Here, for example is a quote from Unlearned Lessons, circa 2000:

The norms of a given time and place build upon the essential determinative traits of the human condition: by nature man is a sexed being; by culture, he institutes the matriarchal or patriarchal family. Late modernity rejects these various natural and cultural determinations, either because it still clings to the utopian idea that humanity has no inherent shape, or because it rejects previous cultural models because they are all relative.

And now, from the 2008 book, we find—thanks to the chapters translated in the new book—Delsol speaking this way:

Here I am interested in what I call “the universal representation of man” found in all cultures, hence his existential “figure” or defining characteristics. Whether he is a combination of matter, a dream, or a fallen deity, it is the reality of his life here on earth that matters. . . . The human condition is describable, and is not subject to our arbitrary caprices. In saying this, I do not base myself upon any particular metaphysics, or any ideological dogma, nor any religion. I address myself to all readers, no one has to have faith, only good will. It should be said at the outset, however, that each of the human traits I am going to speak about can only be exhibited indirectly by its converse, that is, by the indignation and the feeling of deprivation and misfortune that accompany its being effaced. In times like ours, when we lack all former religious, ideological, and metaphysical certainties, only the pain and suffering caused by its absence can indicate the reality of a trait. We can know that man possesses a given set of characteristics, a distinctive figure, because we do not accept seeing him disfigured.

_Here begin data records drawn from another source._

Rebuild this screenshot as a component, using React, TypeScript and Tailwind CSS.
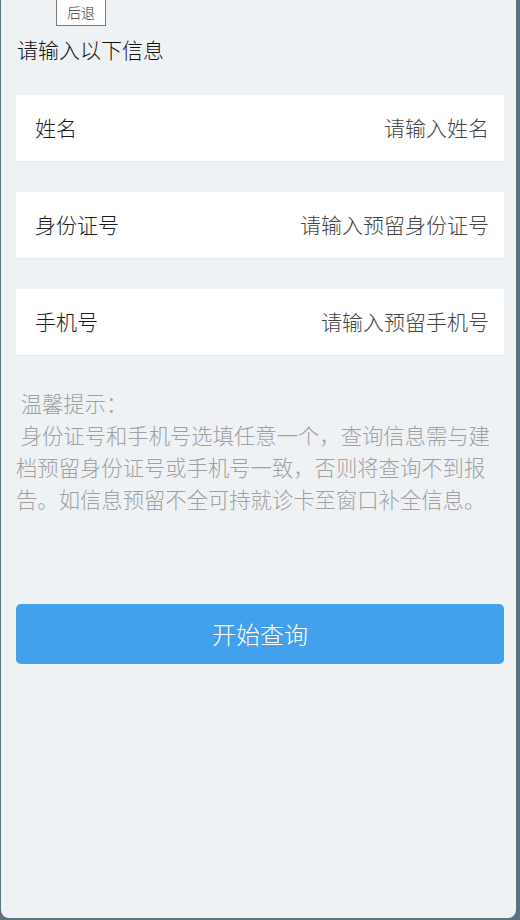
import React from "react";

const font = { fontFamily: '"Microsoft YaHei", "Noto Sans CJK SC", "Noto Sans", sans-serif' };

function Row({ label, placeholder }: { label: string; placeholder: string }) {
  return (
    <div className="flex h-[67px] items-center justify-between bg-white pl-[19px] pr-[15px] border-b border-[#e6e8eb]">
      <span className="text-[21px] font-light text-[#1a1a1a]">{label}</span>
      <span className="text-[21px] font-light text-[#444]">{placeholder}</span>
    </div>
  );
}

export default function App() {
  return (
    <div className="w-[520px] h-[920px] bg-[#5b7280] flex overflow-hidden" style={font}>
      <div className="ml-[1px] w-[515px] h-[918px] rounded-b-[8px] bg-[#eef2f5] pl-[15px] pr-[12px] flex flex-col">
        <div className="flex">
          <button className="ml-[40px] h-[26px] w-[50px] border border-[#777] border-t-0 bg-white text-[14px] font-light text-[#333] flex items-center justify-center">
            后退
          </button>
        </div>
        <div className="mt-[9px] text-[21px] font-light leading-[28px] text-[#111] pl-[1px]">请输入以下信息</div>
        <div className="mt-[32px] flex flex-col gap-[30px]">
          <Row label="姓名" placeholder="请输入姓名" />
          <Row label="身份证号" placeholder="请输入预留身份证号" />
          <Row label="手机号" placeholder="请输入预留手机号" />
        </div>
        <div className="mt-[31px] text-[21.33px] font-light leading-[32px] text-[#a0a0a0]">
          <div>&nbsp;温馨提示：</div>
          <div>&nbsp;身份证号和手机号选填任意一个，查询信息需与建档预留身份证号或手机号一致，否则将查询不到报告。如信息预留不全可持就诊卡至窗口补全信息。</div>
        </div>
        <button className="mt-[89px] h-[60px] w-full rounded-[5px] bg-[#42a0ec] text-white text-[24px] font-light">
          开始查询
        </button>
      </div>
    </div>
  );
}
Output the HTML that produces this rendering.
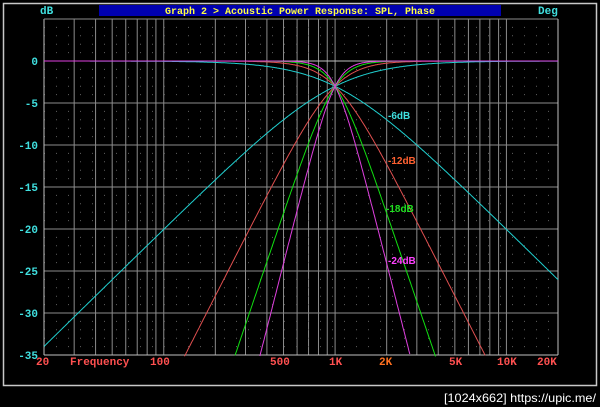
<!DOCTYPE html>
<html><head><meta charset="utf-8"><style>
html,body{margin:0;padding:0;background:#000;width:600px;height:407px;overflow:hidden}
svg{display:block}
.m{font-family:"Liberation Mono",monospace;font-weight:bold;font-size:11px}
.s{font-family:"Liberation Sans",sans-serif;font-weight:bold;font-size:10px}
</style></head><body>
<svg id="g" width="600" height="407" xmlns="http://www.w3.org/2000/svg">
<rect x="3.5" y="3.5" width="593" height="382" fill="none" stroke="#c8c8c8" stroke-width="1.5"/>
<rect x="99" y="5" width="402" height="11" fill="#0000b0"/>
<text x="300" y="14" text-anchor="middle" class="m" fill="#ffff40" style="font-size:10px">Graph 2 &gt; Acoustic Power Response: SPL, Phase</text>
<text x="40" y="14" class="m" fill="#40e0e0">dB</text>
<text x="538" y="14" class="m" fill="#40e0e0">Deg</text>
<g id="grid"></g>
<g id="curves" fill="none" stroke-width="1"></g>
<g class="m" fill="#40e0e0" text-anchor="end" id="yl"></g>
<g class="m" fill="#ff5050">
<text x="36" y="365">20</text>
<text x="70" y="365">Frequency</text>
<text x="150" y="365">100</text>
<text x="270" y="365">500</text>
<text x="329" y="365">1K</text>
<text x="379" y="365" fill="#ff7020">2K</text>
<text x="449" y="365">5K</text>
<text x="497" y="365">10K</text>
<text x="537" y="365">20K</text>
</g>
<text x="388" y="119" class="s" fill="#40e0e0">-6dB</text>
<text x="388" y="164" class="s" fill="#ff6030">-12dB</text>
<text x="386" y="212" class="s" fill="#20e020">-18dB</text>
<text x="388" y="264" class="s" fill="#ff40ff">-24dB</text>
<text x="596" y="402" text-anchor="end" font-family="Liberation Sans,sans-serif" font-size="12" fill="#fff" textLength="152" lengthAdjust="spacingAndGlyphs">[1024x662] https://upic.me/</text>
</svg>
<script>
var ns="http://www.w3.org/2000/svg";
var L=44,R=558,T=19,B=355;
function X(f){return L+(R-L)*Math.log10(f/20)/3;}
function Y(d){return 61-d*8.4;}
function el(p,t,a){var e=document.createElementNS(ns,t);for(var k in a)e.setAttribute(k,a[k]);p.appendChild(e);return e;}
var g=document.getElementById('grid');
var fs=[];for(var dec=10;dec<=10000;dec*=10)for(var k=1;k<10;k++){var f=k*dec;if(f>=20&&f<=20000)fs.push(f);}
fs.push(20000);
fs.forEach(function(f){var x=X(f);el(g,'line',{x1:x,x2:x,y1:T,y2:B,stroke:'#8c8c8c','stroke-width':1});});
for(var d=5;d>=-35;d-=5){var y=Y(d);if(y<T)continue;el(g,'line',{x1:L,x2:R,y1:y,y2:y,stroke:d==0?'#c0c0c0':'#8c8c8c','stroke-width':1});}
for(var d=7;d>=-35;d--){if(d%5==0)continue;var y=Y(d);if(y<T)continue;el(g,'line',{x1:L,x2:R,y1:y,y2:y,stroke:'#606060','stroke-width':1,'stroke-dasharray':'1 11'});}
el(g,'line',{x1:L,x2:L,y1:T,y2:B,stroke:'#c0c0c0'});
el(g,'line',{x1:L,x2:R,y1:B,y2:B,stroke:'#c0c0c0'});
el(g,'line',{x1:L,x2:R,y1:T,y2:T,stroke:'#8c8c8c'});
el(g,'line',{x1:R,x2:R,y1:T,y2:B,stroke:'#c0c0c0'});
var yl=document.getElementById('yl');
for(var d=0;d>=-35;d-=5){var t=el(yl,'text',{x:38,y:Y(d)+4});t.textContent=d==0?'0':String(d);}
var c=document.getElementById('curves');
var cols=['#20d0d0','#e05050','#10e010','#e040e0'];
for(var n=1;n<=4;n++){
 ['lp','hp'].forEach(function(tp){
  var pts=[];
  for(var i=0;i<=600;i++){var f=20*Math.pow(1000,i/600);var r=f/1000;if(tp=='hp')r=1/r;
   var db=-10*Math.log10(1+Math.pow(r,2*n));if(db<-35.2)continue;pts.push(X(f).toFixed(1)+','+Y(db).toFixed(1));}
  el(c,'polyline',{points:pts.join(' '),stroke:cols[n-1]});
 });
}
</script>
</body></html>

This is not entirely a surprise—for example, on the basis of her 1996-2004 trilogy, my essay emphasizes that Delsol believes that “man, even if he does always retain certain characteristics, is a metamorphic rather than a static species.”  That’s quoting Delsol, and here’s my comment on it:

Delsol does not think . . . that human nature may be grasped once-and-for-all and then expounded in an authoritative body of natural laws or natural rights. Rather, it can only be dimly understood, only through the distorting lenses of clashing customs and politicized human events. Her model is Montesquieu. He represents an openness to and a respect for the different approaches to the key human questions utilized by different communities, but in a manner that she insists is not relativistic. . . . In Unjust Justice, she poses his example explicitly against today’s trans-nationalist champions of international justice and human rights, but I think also implicitly against those conservatives who would seek to force a choice between “relativism” and natural law narrowly-understood.

I was thinking of our good academic and political ally Robert George most of all when I wrote that.

Still, it looks like Delsol now wants to stop speaking of human nature altogether, and entirely turn to the “figure” vocabulary she learned from her teacher Julien Freund, and to the “human condition” vocabulary of Arendt and such.

Delsol-readers, what do you make of that shift? Or is it a shift?